| TASK OBJECTIVE |
Extract and list every line that contains the word "this".

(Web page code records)
"""

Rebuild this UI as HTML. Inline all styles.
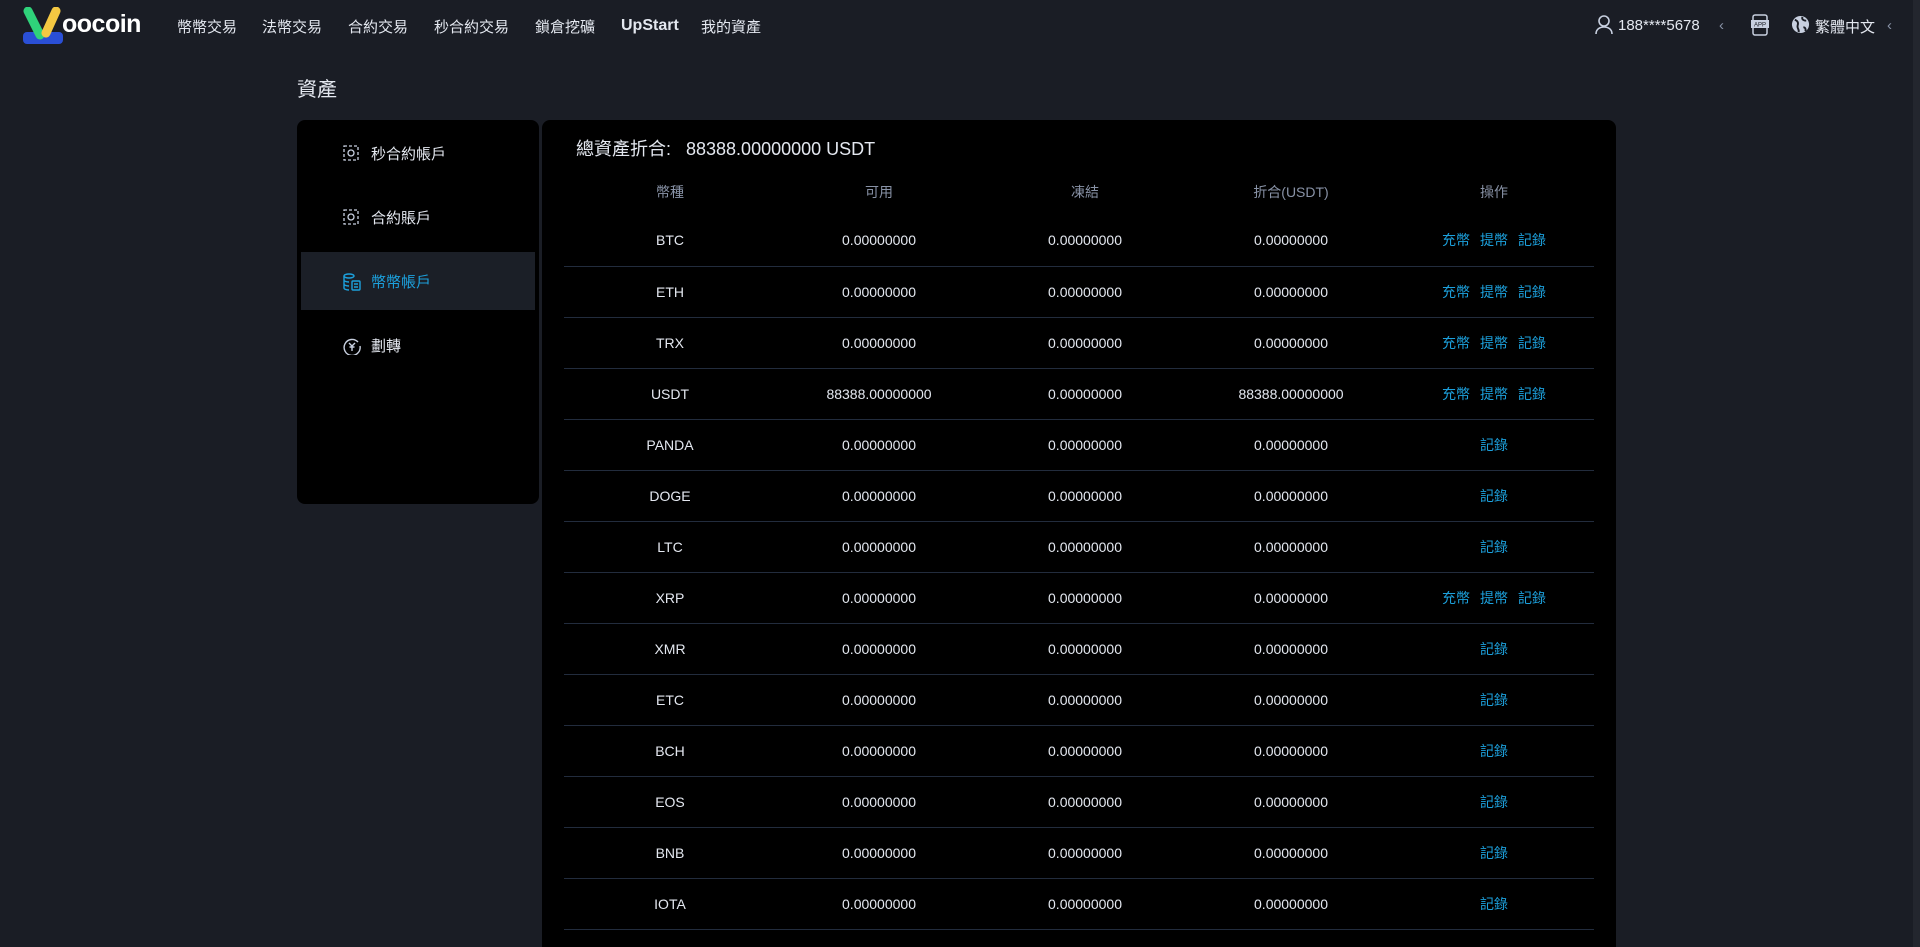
<!DOCTYPE html><html><head><meta charset="utf-8"><style>
*{margin:0;padding:0;box-sizing:border-box}
html{width:1920px;height:947px;overflow:hidden}
body{width:1920px;height:947px;overflow:hidden;background:#1a1d25;font-family:"Liberation Sans","Noto Sans CJK TC",sans-serif;color:#d6dbe6;position:relative}
.nav{position:absolute;left:0;top:0;width:1920px;height:52px;background:#1a1d25}
.nav .it{position:absolute;top:16px;font-size:15px;color:#e4e8f0}
.side{position:absolute;left:297px;top:120px;width:242px;height:384px;background:#000;border-radius:8px}
.si{position:absolute;left:4px;width:234px;height:58px;font-size:15px;color:#e4e8f0}
.si span{position:absolute;left:70px;top:19px}
.si svg{position:absolute;left:42px;top:21px}
.main{position:absolute;left:542px;top:120px;width:1074px;height:827px;background:#000;border-radius:8px 8px 0 0;overflow:hidden}
.tt{position:absolute;left:34px;top:15px;font-size:18px;color:#e4e8f0}
table{position:absolute;left:22px;top:49px;width:1030px;border-collapse:collapse;font-size:14px}
th{height:46px;font-weight:normal;color:#8892a6;font-size:14px}
td{height:51px;text-align:center;border-bottom:1px solid #222c3d;color:#e4e8f0}
td.op{color:#1ca0dc}
td.op b{font-weight:normal;margin:0 5px}
.c1{width:212px}.c2{width:206px}.c3{width:206px}.c4{width:206px}
</style></head><body>
<div class="nav">
<svg style="position:absolute;left:22px;top:7px" width="42" height="38" viewBox="0 0 42 38"><rect x="1" y="25" width="40" height="12" rx="4" fill="#2a4fd6"/><path d="M6 4 L18 28" stroke="#2fd27a" stroke-width="9" stroke-linecap="round"/><path d="M34 4 L24 26" stroke="#f4c842" stroke-width="9" stroke-linecap="round"/></svg>
<div style="position:absolute;left:62px;top:10px;font-size:25px;font-weight:bold;color:#fff;letter-spacing:-0.5px">oocoin</div>
<div class="it" style="left:177px">幣幣交易</div>
<div class="it" style="left:262px">法幣交易</div>
<div class="it" style="left:348px">合約交易</div>
<div class="it" style="left:434px">秒合約交易</div>
<div class="it" style="left:535px">鎖倉挖礦</div>
<div class="it" style="left:621px;font-weight:bold;font-size:16px;top:17px">UpStart</div>
<div class="it" style="left:701px">我的資產</div>
<svg style="position:absolute;left:1595px;top:15px" width="18" height="20" viewBox="0 0 18 20" fill="none" stroke="#c8d0e0" stroke-width="1.6"><circle cx="9" cy="6" r="5"/><path d="M1 19c0-5 4-7 8-7s8 2 8 7"/></svg>
<div class="it" style="left:1618px;top:17px">188****5678</div>
<div class="it" style="left:1719px;color:#8892a6;top:17px">‹</div>
<svg style="position:absolute;left:1751px;top:14px" width="18" height="22" viewBox="0 0 18 22"><rect x="2" y="1" width="14" height="20" rx="2" fill="none" stroke="#c8d0e0" stroke-width="1.5"/><rect x="0" y="6" width="18" height="8" fill="#c8d0e0"/><text x="9" y="12.5" font-size="6" text-anchor="middle" fill="#1a1d25" font-family="Liberation Sans">APP</text></svg>
<svg style="position:absolute;left:1791px;top:15px" width="19" height="19" viewBox="0 0 20 20"><circle cx="10" cy="10" r="9" fill="#c8d0e0"/><path d="M4 5c3 1 4 3 3 6s2 4 1 7M12 2c-1 3 2 4 4 4M13 13c2 0 3 2 2 4" stroke="#1a1d25" stroke-width="2" fill="none"/></svg>
<div class="it" style="left:1815px">繁體中文</div>
<div class="it" style="left:1887px;color:#8892a6;top:17px">‹</div>
</div>
<div style="position:absolute;left:1913px;top:0;width:7px;height:947px;background:#23262e"></div>
<div style="position:absolute;left:297px;top:73px;font-size:20px;color:#e4e8f0">資產</div>
<div class="side">
<div class="si" style="top:4px"><svg width="16" height="16" viewBox="0 0 16 16" fill="none" stroke="#c8d0e0" stroke-width="1.3"><rect x="1" y="1" width="14" height="14" stroke-dasharray="3 2"/><circle cx="8" cy="8" r="3"/></svg><span>秒合約帳戶</span></div>
<div class="si" style="top:68px"><svg width="16" height="16" viewBox="0 0 16 16" fill="none" stroke="#c8d0e0" stroke-width="1.3"><rect x="1" y="1" width="14" height="14" stroke-dasharray="3 2"/><circle cx="8" cy="8" r="3"/></svg><span>合約賬戶</span></div>
<div class="si" style="top:132px;background:#1b1f27;color:#1ca0dc"><svg width="18" height="18" viewBox="0 0 18 18" fill="none" stroke="#1ca0dc" stroke-width="1.4"><ellipse cx="6" cy="3" rx="5" ry="2"/><path d="M1 3v12c0 1 2 2 5 2M1 7c0 1 2 2 5 2M1 11c0 1 2 2 5 2"/><rect x="9" y="8" width="8" height="9" rx="1"/><path d="M11 11h4M11 14h4"/></svg><span>幣幣帳戶</span></div>
<div class="si" style="top:196px"><svg width="18" height="18" viewBox="0 0 18 18" fill="none" stroke="#c8d0e0" stroke-width="1.4"><path d="M15 5A8 8 0 1 0 17 9"/><path d="M6 6l3 3 3-3M9 9v5M6.5 10h5"/></svg><span>劃轉</span></div>
</div>
<div class="main">
<div class="tt">總資產折合:&nbsp;&nbsp; 88388.00000000 USDT</div>
<table>
<tr><th class="c1">幣種</th><th class="c2">可用</th><th class="c3">凍結</th><th class="c4">折合(USDT)</th><th>操作</th></tr>
<tr><td>BTC</td><td>0.00000000</td><td>0.00000000</td><td>0.00000000</td><td class="op"><b>充幣</b><b>提幣</b><b>記錄</b></td></tr>
<tr><td>ETH</td><td>0.00000000</td><td>0.00000000</td><td>0.00000000</td><td class="op"><b>充幣</b><b>提幣</b><b>記錄</b></td></tr>
<tr><td>TRX</td><td>0.00000000</td><td>0.00000000</td><td>0.00000000</td><td class="op"><b>充幣</b><b>提幣</b><b>記錄</b></td></tr>
<tr><td>USDT</td><td>88388.00000000</td><td>0.00000000</td><td>88388.00000000</td><td class="op"><b>充幣</b><b>提幣</b><b>記錄</b></td></tr>
<tr><td>PANDA</td><td>0.00000000</td><td>0.00000000</td><td>0.00000000</td><td class="op"><b>記錄</b></td></tr>
<tr><td>DOGE</td><td>0.00000000</td><td>0.00000000</td><td>0.00000000</td><td class="op"><b>記錄</b></td></tr>
<tr><td>LTC</td><td>0.00000000</td><td>0.00000000</td><td>0.00000000</td><td class="op"><b>記錄</b></td></tr>
<tr><td>XRP</td><td>0.00000000</td><td>0.00000000</td><td>0.00000000</td><td class="op"><b>充幣</b><b>提幣</b><b>記錄</b></td></tr>
<tr><td>XMR</td><td>0.00000000</td><td>0.00000000</td><td>0.00000000</td><td class="op"><b>記錄</b></td></tr>
<tr><td>ETC</td><td>0.00000000</td><td>0.00000000</td><td>0.00000000</td><td class="op"><b>記錄</b></td></tr>
<tr><td>BCH</td><td>0.00000000</td><td>0.00000000</td><td>0.00000000</td><td class="op"><b>記錄</b></td></tr>
<tr><td>EOS</td><td>0.00000000</td><td>0.00000000</td><td>0.00000000</td><td class="op"><b>記錄</b></td></tr>
<tr><td>BNB</td><td>0.00000000</td><td>0.00000000</td><td>0.00000000</td><td class="op"><b>記錄</b></td></tr>
<tr><td>IOTA</td><td>0.00000000</td><td>0.00000000</td><td>0.00000000</td><td class="op"><b>記錄</b></td></tr>
</table>
</div>
</body></html>
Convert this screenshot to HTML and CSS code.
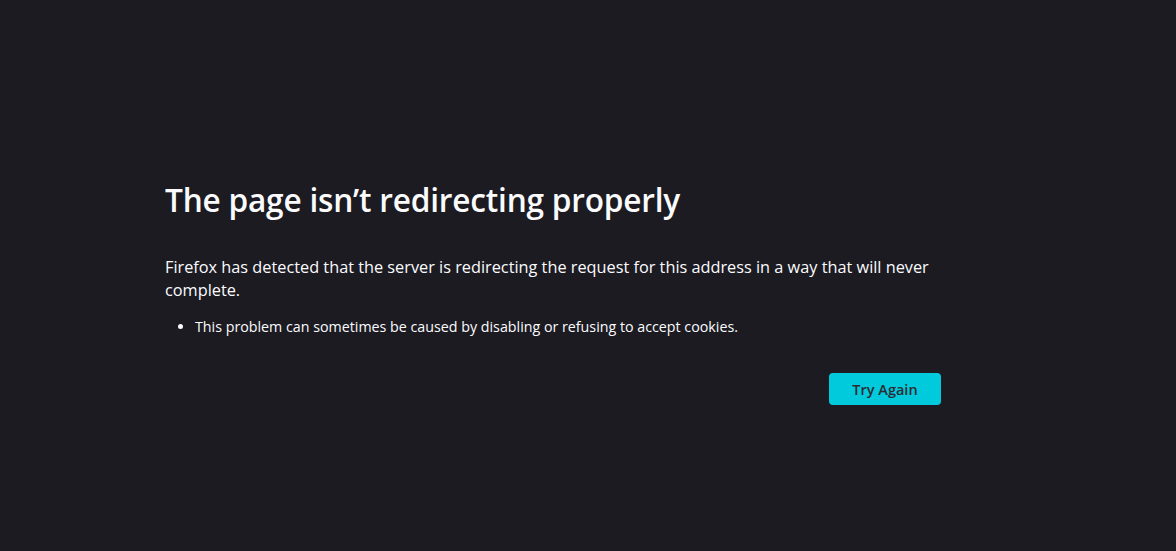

"""

| RESULT BELOW |
Rebuild this UI as HTML. Inline all styles.
Convert this screenshot to HTML and CSS code.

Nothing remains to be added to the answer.